MRS FLOOD LAYS LOW, ROGUE POPS UP
Mrs Flood, usually an unpredictable wildcard, is surprisingly subservient to the Rani throughout. It’s a red flag—surely she’ll rebel in the finale? That payoff doesn’t come here, but her continued allegiance adds mystery.
Rogue, on the other hand, appears for a blink-and-you’ll-miss-it moment, speaking cryptically through the television: “Tables don’t do that.” It’s a weird line in a weird place, but it’s a thrill to see him again. Unfortunately, it feels like a farewell rather than a foreshadowing.

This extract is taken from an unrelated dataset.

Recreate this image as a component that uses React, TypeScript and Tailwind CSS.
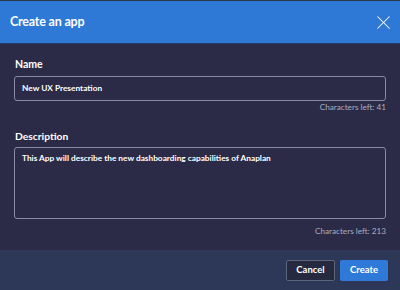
import { X } from 'lucide-react';

export default function App() {
  return (
    <div
      className="w-[400px] h-[290px] flex flex-col bg-[#2c2b47] overflow-hidden"
      style={{ fontFamily: 'Lato, "Noto Sans", sans-serif' }}
    >
      <header className="h-[44px] shrink-0 flex items-center justify-between bg-[#2e78d6] border-t border-t-[#2a3550] border-b border-b-[#263a66] pl-[10px] pr-[5px]">
        <h1 className="text-[12.5px] font-bold text-white tracking-[-0.2px]">Create an app</h1>
        <X className="w-[23px] h-[23px] text-white" strokeWidth={1.1} />
      </header>

      <main className="flex-1 flex flex-col px-[14px] pt-[15px]">
        <label className="text-[10.5px] leading-none font-bold text-white pl-[1px]">Name</label>
        <div className="mt-[6px] h-[25px] flex items-center border border-[#8a8aa3] rounded-[3px] px-[7px] text-[8.3px] font-bold text-white">
          New UX Presentation
        </div>
        <div className="mt-[2px] leading-none text-right text-[8.2px] text-[#a9abc0]">Characters left: 41</div>

        <label className="mt-[20px] text-[10.3px] leading-none font-bold text-white pl-[1px]">Description</label>
        <div className="mt-[6px] h-[72px] border border-[#8a8aa3] rounded-[3px] px-[7px] pt-[5px] leading-[11px] text-[8.3px] font-bold text-white">
          This App will describe the new dashboarding capabilities of Anaplan
        </div>
        <div className="mt-[8px] leading-none text-right text-[8.2px] text-[#a9abc0]">Characters left: 213</div>
      </main>

      <footer className="h-[40px] shrink-0 flex items-center justify-end gap-[5px] bg-[#2d3858] pr-[12px]">
        <button className="h-[21px] w-[49px] border border-[#5d6578] rounded-[2px] bg-[#252a40] text-[9.5px] font-bold text-white">
          Cancel
        </button>
        <button className="h-[21px] w-[48px] rounded-[2px] bg-[#2f7ad8] text-[9.5px] font-bold text-white">
          Create
        </button>
      </footer>
    </div>
  );
}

A WORLD UNRAVELS, AND OMEGA LOOMS
As the Doctor’s doubt grows, the perfect reality begins to shatter. The foundations of Conrad’s world collapse under scrutiny. Characters disappear. Reality folds in on itself. And in the final moments, the Rani reveals her true aim: to find Omega, the legendary first Time Lord, and open a gate to the Underverse.
It’s a startling twist that promises big mythological payoffs in The Reality War, echoing The End of Time’s sudden introduction of Gallifreyan legends and unseen cosmic realms. But crucially, it doesn’t feel like it comes from nowhere. The episode has earned its weirdness.
📝VERDICT: 82/100
Wish World is a stylish, sinister, and surprisingly cerebral penultimate episode that dares to tell its finale setup in the form of a twisted fairytale. While some elements (like the sidelining of Belinda, the undercooked baby god, and Ruby’s recurring family drama) feel repetitive or underused, the overall story is bold and unsettling.
Archie Panjabi’s Rani is a strong new villain, the Bone Palace is a stunning bit of design, and the core concept—of doubt being weaponised in a retro-dystopia—is both timely and rich with potential. If the final part sticks the landing, this two-parter could become one of the era’s most memorable climaxes.